Definition. We define another equivalence realsion on the space $X$ by defining $x\sim y$ if there is a path in $X$ from $x$ to $y$. The equivalence classes are called the path-components of $X$.
Check. First we note that if there exsits a path $f:[a,b]\rightarrow X$ from $x$ to $y$ whos domain is the interval $[a,b]$, then there is also a path $g$ from $x$ to $y$ having the closed interval $[c,d]$ as its domain. (This follows from the fact that any two closed intervals in $\mathbb{R}$ are homeomorphic.) Now the fact that $x\sim x$ for each $x$ in $X$ follows from the existence of the constant path $f:[a,b]\rightarrow X$ defined by the equation $f(t)=x$ for all $t$. Symmetry follows from the fact that if $f:[0,1]\rightarrow X$ is a path from $x$ to $y$, then the 'reverse path' $g:[0,1]\rightarrow X$ defined by $g(t)=f(1-t)$ is a pathe from $x$ to $y$. Finally, transitivity is proved as follows: Let $f:[0,1]\rightarrow X$ be a path from $x$ to $y$, and let $g:[1,2]\rightarrow X$ be a path from $y$ to $z$. We can 'paste $f$ and $g$ together' to get a path $h:[0,2]\rightarrow X$ from $x$ to $z$; the path $h$ will be continuous by the 'pasting lemma' Theorem 18.3.
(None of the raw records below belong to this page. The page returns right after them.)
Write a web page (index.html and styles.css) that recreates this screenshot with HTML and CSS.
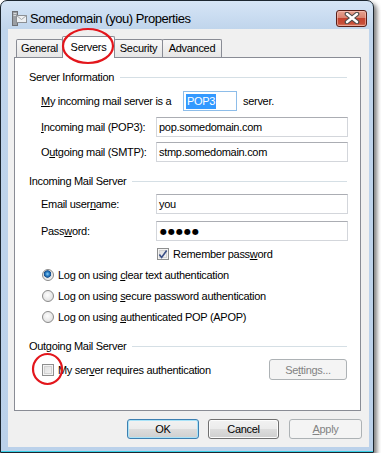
FILE: index.html
```html
<!DOCTYPE html>
<html lang="en">
<head>
    <meta charset="UTF-8">
    <title>Somedomain (you) Properties</title>
    <link rel="stylesheet" href="styles.css">
</head>
<body>

<div class="window">
    <div class="titlebar">
        <svg class="app-icon" width="15" height="15" viewBox="0 0 15 15">
            <rect x="0.5" y="0.5" width="5" height="14" fill="#9a9ea3" stroke="#6d7075"/>
            <rect x="1.5" y="2" width="3" height="1" fill="#d8dadc"/>
            <rect x="1.5" y="4" width="3" height="1" fill="#d8dadc"/>
            <rect x="4.5" y="4.5" width="10" height="7" fill="#eef0f2" stroke="#8b8f94"/>
            <path d="M4.5 4.5 L9.5 8.5 L14.5 4.5" fill="none" stroke="#a3a7ab"/>
        </svg>
        <span class="title">Somedomain (you) Properties</span>
        <div class="close">
            <svg width="16" height="12" viewBox="0 0 16 12">
                <path d="M3 2 L13 10 M13 2 L3 10" stroke="#4b4b4b" stroke-width="4.6" stroke-linecap="round"/>
                <path d="M3 2 L13 10 M13 2 L3 10" stroke="#ffffff" stroke-width="2.4" stroke-linecap="round"/>
            </svg>
        </div>
    </div>

    <div class="client">
        <div class="tabs">
            <div class="tab tab-general">General</div>
            <div class="tab tab-servers active">Servers</div>
            <div class="tab tab-security">Security</div>
            <div class="tab tab-advanced">Advanced</div>
        </div>

        <div class="panel">
            <div class="group-head head-info"><span>Server Information</span></div>
            <div class="field row-type">
                <label class="lbl-type"><u>M</u>y incoming mail server is a</label>
                <span class="input input-type"><span class="selected">POP3</span></span>
                <span class="after">server.</span>
            </div>
            <div class="field row-in">
                <label><u>I</u>ncoming mail (POP3):</label>
                <span class="input">pop.somedomain.com</span>
            </div>
            <div class="field row-out">
                <label>O<u>u</u>tgoing mail (SMTP):</label>
                <span class="input">stmp.somedomain.com</span>
            </div>

            <div class="group-head head-incoming"><span>Incoming Mail Server</span></div>
            <div class="field row-user">
                <label>Email user<u>n</u>ame:</label>
                <span class="input">you</span>
            </div>
            <div class="field row-pass">
                <label>Pass<u>w</u>ord:</label>
                <span class="input dots">●●●●●</span>
            </div>
            <div class="check-row row-remember">
                <span class="checkbox checked">
                    <svg width="11" height="11" viewBox="0 0 11 11"><path d="M1.5 5.5 L4 8.8 L9.5 1.2" fill="none" stroke="#3a4f86" stroke-width="1.8"/></svg>
                </span>
                <span>Remember pass<u>w</u>ord</span>
            </div>
            <div class="check-row radio-row radio-first">
                <span class="radio on"></span>
                <span>Log on using <u>c</u>lear text authentication</span>
            </div>
            <div class="check-row radio-row">
                <span class="radio"></span>
                <span>Log on using <u>s</u>ecure password authentication</span>
            </div>
            <div class="check-row radio-row">
                <span class="radio"></span>
                <span>Log on using <u>a</u>uthenticated POP (APOP)</span>
            </div>

            <div class="group-head head-outgoing"><span>Outgoing Mail Server</span></div>
            <div class="check-row row-auth">
                <span class="checkbox"></span>
                <span>My ser<u>v</u>er requires authentication</span>
                <span class="btn btn-settings disabled">Se<u>t</u>tings...</span>
            </div>
        </div>

        <div class="actions">
            <span class="btn btn-ok default">OK</span>
            <span class="btn btn-cancel">Cancel</span>
            <span class="btn btn-apply disabled"><u>A</u>pply</span>
        </div>
    </div>

    <!-- hand drawn highlights over the screenshot -->
    <svg class="mark mark-tab" width="56" height="40" viewBox="0 0 56 40">
        <ellipse cx="28" cy="20" rx="25" ry="17" fill="none" stroke="#e3161c" stroke-width="2.2"/>
    </svg>
    <svg class="mark mark-check" width="36" height="36" viewBox="0 0 36 36">
        <ellipse cx="17.5" cy="18" rx="14.5" ry="15" fill="none" stroke="#e3161c" stroke-width="2.2"/>
    </svg>
</div>

</body>
</html>
```

FILE: styles.css
```css
* {
    box-sizing: border-box;
}
body {
    margin: 0;
    background-color: #fff;
    font-family: "Liberation Sans", Arial, sans-serif;
    font-size: 11px;
    letter-spacing: -0.3px;
    color: #000;
}
.window {
    position: relative;
    width: 374px;
    height: 453px;
    border: 1px solid #1c2630;
    border-radius: 7px 7px 0 0;
    background: linear-gradient(#d6e5f6, #c0d5ec 28px, #bbd1ea);
    padding: 0 4px 5px 7px;
    display: flex;
    flex-direction: column;
    box-shadow: 3px 3px 4px rgba(0, 0, 0, 0.5), inset 0 -1px 0 #38d0e6;
}
.titlebar {
    height: 28px;
    padding-top: 6px;
    display: flex;
    align-items: center;
}
.app-icon {
    margin-left: 4px;
    flex-shrink: 0;
}
.title {
    margin-left: 3px;
    font-size: 13px;
    letter-spacing: -0.45px;
}
.close {
    margin-left: auto;
    margin-right: 2px;
    width: 31px;
    height: 17px;
    border: 1px solid #5a1f18;
    border-radius: 3px;
    background: linear-gradient(#e7a392, #d98370 45%, #c4432f 50%, #c8503a 85%, #dc8a72);
    box-shadow: inset 0 0 0 1px rgba(255, 210, 200, 0.5);
    display: flex;
    align-items: center;
    justify-content: center;
}
.client {
    height: 418px;
    background-color: #f0f0f0;
    padding: 7px 8px 8px 6px;
    display: flex;
    flex-direction: column;
}
.tabs {
    display: flex;
    align-items: flex-end;
    height: 21px;
    padding-left: 2px;
}
.tab {
    height: 18px;
    border: 1px solid #898c95;
    border-bottom: none;
    border-radius: 2px 2px 0 0;
    background: linear-gradient(#f7f7f7, #e6e6e6);
    display: flex;
    align-items: center;
    justify-content: center;
    padding-bottom: 1px;
}
.tab + .tab {
    margin-left: -1px;
}
.tab-general { width: 47px; }
.tab-servers { width: 53px; }
.tab-security { width: 49px; }
.tab-advanced { width: 60px; }
.tab.active {
    height: 22px;
    margin-bottom: -1px;
    background: #fff;
    position: relative;
    z-index: 1;
    padding-bottom: 2px;
}
.panel {
    height: 354px;
    border: 1px solid #898c95;
    background-color: #fff;
    padding: 0 12px 0 14px;
}
.group-head {
    height: 16px;
    display: flex;
    align-items: center;
}
.group-head::after {
    content: "";
    flex: 1;
    height: 1px;
    margin: 0 1px 0 6px;
    background-color: #d5dfe5;
}
.head-info { margin-top: 11px; }
.head-incoming { margin-top: 11px; }
.head-outgoing { margin-top: 13px; }
.field {
    display: flex;
    align-items: center;
    height: 20px;
    padding-left: 12px;
}
.field label {
    width: 115px;
}
.row-type { margin-top: 6px; }
.row-in { margin-top: 6px; }
.row-out { margin-top: 5px; }
.row-user { margin-top: 5px; }
.row-pass { margin-top: 7px; }
.field .lbl-type {
    width: 142px;
}
.input {
    width: 192px;
    height: 20px;
    border: 1px solid #d3d6db;
    border-top-color: #abadb3;
    padding-left: 2px;
    display: flex;
    align-items: center;
}
.input-type {
    width: 54px;
    border-color: #8dbde9;
    padding-left: 2px;
}
.selected {
    background-color: #3399ff;
    color: #fff;
    padding: 1px 1px 2px;
}
.after {
    margin-left: 6px;
}
.dots {
    font-family: "DejaVu Sans", sans-serif;
    font-size: 8px;
    letter-spacing: 1px;
    padding-left: 3px;
}
.check-row {
    display: flex;
    align-items: center;
    height: 16px;
    gap: 4px;
}
.row-remember {
    margin-top: 5px;
    padding-left: 128px;
}
.radio-row {
    margin-top: 5px;
    padding-left: 13px;
}
.checkbox {
    width: 12px;
    height: 12px;
    border: 1px solid #8e8f8f;
    background: linear-gradient(135deg, #dcdcdc, #f6f6f6);
    box-shadow: inset 0 0 0 1px #f4f4f4, inset 0 0 0 2px #d2d2d2;
    display: flex;
    align-items: center;
    justify-content: center;
}
.radio {
    width: 12px;
    height: 12px;
    border-radius: 50%;
    border: 1px solid #8a8a8a;
    background: radial-gradient(circle at 45% 40%, #fdfdfd, #d8d8d8);
}
.radio.on {
    background: radial-gradient(circle at 45% 40%, #8fd1f8 0, #2a7ec4 2px, #174f8e 3.4px, #e0e0e0 4px, #f4f4f4 6px);
}
.row-auth {
    height: 21px;
    margin-top: 5px;
    padding-left: 13px;
}
.btn {
    height: 20px;
    border: 1px solid #707070;
    border-radius: 3px;
    background: linear-gradient(#f2f2f2, #ebebeb 50%, #dddddd 50%, #cfcfcf);
    box-shadow: inset 0 0 0 1px #fcfcfc;
    display: flex;
    align-items: center;
    justify-content: center;
}
.btn.default {
    border-color: #3c7fb1;
    box-shadow: inset 0 0 0 1px #a9e3f8;
}
.btn.disabled {
    border-color: #adb2b5;
    background: #f4f4f4;
    box-shadow: none;
    color: #838383;
}
.btn-settings {
    width: 78px;
    height: 21px;
    margin-left: auto;
    margin-right: 1px;
}
.actions {
    display: flex;
    justify-content: flex-end;
    margin-top: 8px;
    margin-right: -1px;
}
.btn-ok { width: 72px; margin-right: 9px; }
.btn-cancel { width: 71px; margin-right: 10px; }
.btn-apply { width: 73px; }
.mark {
    position: absolute;
}
.mark-tab {
    left: 59px;
    top: 25px;
    z-index: 2;
}
.mark-check {
    left: 29px;
    top: 350px;
}
```
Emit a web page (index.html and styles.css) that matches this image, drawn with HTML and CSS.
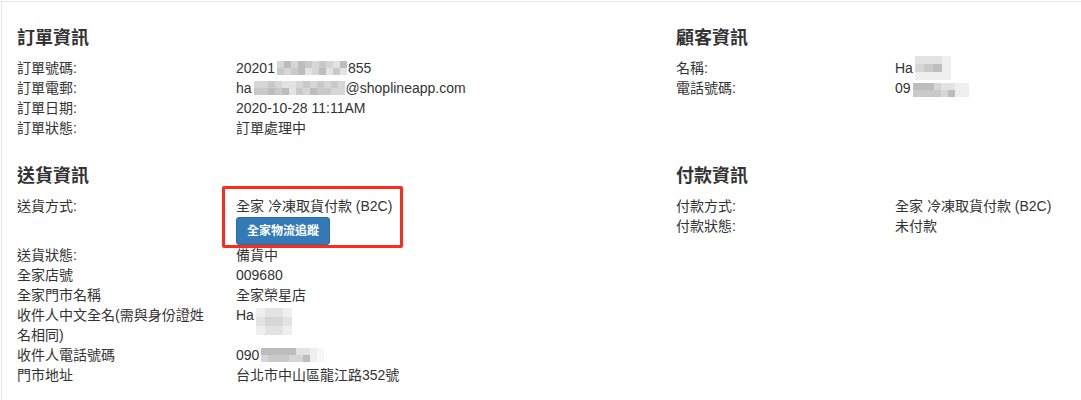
FILE: index.html
```html
<!DOCTYPE html>
<html lang="zh-Hant">
<head>
    <meta charset="UTF-8">
    <meta name="viewport" content="width=device-width, initial-scale=1.0">
    <title>訂單資訊</title>
    <link rel="stylesheet" href="styles.css">
</head>
<body>
    <div class="panel">
        <div class="panel-body">
            <!-- order -->
            <div class="section">
                <h4>訂單資訊</h4>
                <div class="info-row">
                    <div class="label">訂單號碼:</div>
                    <div class="value">20201<span class="mosaic m2"><i class="b"></i><i class="a"></i><i class="c"></i><i class="b"></i><i class="b"></i><i class="a"></i><i class="c"></i><i class="c"></i><i class="a"></i><i class="d"></i><i class="b"></i><i class="b"></i><i class="a"></i><i class="c"></i><i class="b"></i><i class="d"></i><i class="d"></i><i class="a"></i><i class="c"></i><i class="d"></i></span>855</div>
                </div>
                <div class="info-row">
                    <div class="label">訂單電郵:</div>
                    <div class="value">ha<span class="mosaic m2"><i class="b"></i><i class="a"></i><i class="b"></i><i class="a"></i><i class="a"></i><i class="c"></i><i class="b"></i><i class="a"></i><i class="d"></i><i class="c"></i><i class="d"></i><i class="d"></i><i class="b"></i><i class="a"></i><i class="a"></i><i class="b"></i><i class="b"></i><i class="c"></i><i class="a"></i><i class="a"></i><i class="b"></i><i class="a"></i><i class="a"></i><i class="b"></i><i class="b"></i><i class="b"></i></span>@shoplineapp.com</div>
                </div>
                <div class="info-row">
                    <div class="label">訂單日期:</div>
                    <div class="value">2020-10-28 11:11AM</div>
                </div>
                <div class="info-row">
                    <div class="label">訂單狀態:</div>
                    <div class="value">訂單處理中</div>
                </div>
            </div>

            <!-- customer -->
            <div class="section">
                <h4>顧客資訊</h4>
                <div class="info-row">
                    <div class="label">名稱:</div>
                    <div class="value">Ha<span class="mosaic m3"><i class="d"></i><i class="b"></i><i class="e"></i><i class="d"></i><i class="a"></i><i class="e"></i><i class="d"></i><i class="c"></i><i class="e"></i><i class="e"></i><i class="e"></i><i class="e"></i></span></div>
                </div>
                <div class="info-row">
                    <div class="label">電話號碼:</div>
                    <div class="value">09<span class="mosaic m2 phone-r"><i class="c"></i><i class="a"></i><i class="c"></i><i class="a"></i><i class="c"></i><i class="a"></i><i class="b"></i><i class="a"></i><i class="d"></i><i class="b"></i><i class="d"></i><i class="c"></i><i class="e"></i><i class="e"></i><i class="e"></i><i class="e"></i></span></div>
                </div>
            </div>

            <!-- shipping -->
            <div class="section">
                <h4>送貨資訊</h4>
                <div class="info-row">
                    <div class="label">送貨方式:</div>
                    <div class="value">
                        <div class="annotated">
                            全家 冷凍取貨付款 (B2C)
                            <div><button class="btn-primary" type="button">全家物流追蹤</button></div>
                            <span class="annot"></span>
                        </div>
                    </div>
                </div>
                <div class="info-row">
                    <div class="label">送貨狀態:</div>
                    <div class="value">備貨中</div>
                </div>
                <div class="info-row">
                    <div class="label">全家店號</div>
                    <div class="value">009680</div>
                </div>
                <div class="info-row">
                    <div class="label">全家門市名稱</div>
                    <div class="value">全家榮星店</div>
                </div>
                <div class="info-row">
                    <div class="label">收件人中文全名(需與身份證姓名相同)</div>
                    <div class="value">Ha<span class="mosaic m3 name-l"><i class="e"></i><i class="d"></i><i class="e"></i><i class="d"></i><i class="b"></i><i class="d"></i><i class="d"></i><i class="b"></i><i class="d"></i><i class="e"></i><i class="d"></i><i class="e"></i></span></div>
                </div>
                <div class="info-row">
                    <div class="label">收件人電話號碼</div>
                    <div class="value">090<span class="mosaic m2"><i class="c"></i><i class="b"></i><i class="c"></i><i class="a"></i><i class="c"></i><i class="a"></i><i class="c"></i><i class="a"></i><i class="c"></i><i class="b"></i><i class="d"></i><i class="b"></i><i class="d"></i><i class="c"></i><i class="e"></i><i class="e"></i><i class="f"></i><i class="f"></i></span></div>
                </div>
                <div class="info-row">
                    <div class="label">門市地址</div>
                    <div class="value">台北市中山區龍江路352號</div>
                </div>
            </div>

            <!-- payment -->
            <div class="section">
                <h4>付款資訊</h4>
                <div class="info-row">
                    <div class="label">付款方式:</div>
                    <div class="value">全家 冷凍取貨付款 (B2C)</div>
                </div>
                <div class="info-row">
                    <div class="label">付款狀態:</div>
                    <div class="value">未付款</div>
                </div>
            </div>
        </div>
    </div>
</body>
</html>
```

FILE: styles.css
```css
html, body {
    height: 100%;
}
body {
    margin: 0;
    padding: 1px 0 0 1px;
    box-sizing: border-box;
    overflow: hidden;
    background: #fff;
    color: #333;
    font-family: "Liberation Sans", "Noto Sans CJK TC", sans-serif;
    font-size: 14px;
    line-height: 20px;
}
.panel {
    height: 100%;
    box-sizing: border-box;
    border-top: 1px solid #e6e6e6;
    border-left: 1px solid #e6e6e6;
}
.panel-body {
    display: grid;
    grid-template-columns: 659px minmax(0, 1fr);
    row-gap: 28px;
    padding: 26px 15px 0;
}
.section h4 {
    margin: 0 0 10px;
    font-size: 18px;
    line-height: 20px;
    font-weight: bold;
}
.info-row {
    display: flex;
}
.info-row .label {
    flex: 0 0 219px;
    box-sizing: border-box;
    padding-right: 25px;
}
.info-row .value {
    flex: 1;
    min-width: 0;
}
.annotated {
    position: relative;
    display: inline-block;
}
.annot {
    position: absolute;
    left: -14px;
    top: -10px;
    width: 181px;
    height: 62px;
    box-sizing: border-box;
    border: 3px solid #fb2c1a;
    border-radius: 2px;
}
.btn-primary {
    display: block;
    margin-top: 1px;
    height: 28px;
    padding: 0 10px;
    border: 1px solid #2e6da4;
    border-radius: 3px;
    background: #337ab7;
    color: #fff;
    font-family: "Liberation Sans", "Noto Sans CJK TC", sans-serif;
    font-size: 12px;
    font-weight: bold;
    line-height: 26px;
}

/* pixelated blur over private data */
.mosaic {
    display: inline-grid;
    grid-auto-flow: column;
    grid-auto-columns: 7px;
    vertical-align: middle;
}
.mosaic.m2 {
    grid-template-rows: repeat(2, 7px);
    margin: -2px 1px 0 2px;
}
.mosaic.m3 {
    grid-template-rows: repeat(3, 8px);
    grid-auto-columns: 9px;
    margin: -6px 0 -4px 2px;
}
.mosaic.name-l {
    grid-template-rows: repeat(3, 9px);
    grid-auto-columns: 9px;
    margin: 0 0 -10px 2px;
}
.mosaic.phone-r {
    margin-top: 2px;
}
.mosaic .a { background: #c9c9c9; }
.mosaic .b { background: #d6d6d6; }
.mosaic .c { background: #bdbdbd; }
.mosaic .d { background: #e3e3e3; }
.mosaic .e { background: #efefef; }
.mosaic .f { background: #f7f7f7; }
```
Theorem 25.2. The path components of $X$ are path-connected disjoint subspaces of $X$ whose union is $X$, such that each nonempty path-connected subspace of $X$ intersects only one of them.
Definition. A space $X$ is said to be locally connected at $x$ if for every neighborhood $U$ of $x$, there is a connected neighborhood $V$ of $x$ contained in $U$. If $X$ is locally connected at each of its points, it is said simply to be locally connected. Similarly, a space $X$ is said to be locally path connected at $x$ if for every neighborhood $U$ of $x$, there is a path-connected neighborhood $V$ of $x$ contained in $U$. If $X$ is locally path connected at each of its points, then it is said to be locally path connected.
Theorem 25.3. A space $X$ is locally connected if and only if for every open set $U$ of $X$, each component of $U$ is open in $X$.
Proof. Suppose that $X$ is locally connected; let $U$ be an open set in $X$; let $C$ be a component of $U$. $\forall x\in C$, we can choose a connected neighborhood $V$ of $x$ such that $V\subset U$. Since $V$ is connected, it must lie entirely in the component $C$ of $U$. Therefore, $C$ is open in $X$.
Conversely, suppose that components of open sets in $X$ are open. Given a point $x$ of $X$ and a neighborhood $U$ of $x$, let $C$ be the component of $U$ containing $x$. Now $C$ is connected; since it is open in $X$ by hypothesis, $X$ is locally connected at $x$.
Theorem 25.4. A space $X$ is locally path connected if and only is for every open set $U$ of $X$, each path component of $U$ is open in $X$.
Theorem 25.5. If $X$ is a topological space, each path component of $X$ lies in a component of $X$. If $X$ is locally path connected, then the components and the path components of $X$ are the same.
Proof. Let $C$ be a component of $X$; let $x$ be a point of $C$; let $P$ be the path component of $X$ containing $x$. Since $P$ is connected, $P\subset C$(???). We with to show that if $X$ is locally path connected, $P=C$. Suppose that $P\subsetneq C$. Let $Q$ denote the union of all the path components of $X$ that are different from $P$ and intersect $C$; each of them necessarily lie in $C$, so that $$C=P\cup Q.$$ Because $X$ is locally path connected, each path component of $X$ is open in $X$. Therefore, $P$ (which is a path component) and $Q$ (which is a union of path components) are open in $X$, so they constitute a separation of $C$. This contradicts the fact that $C$ is connected.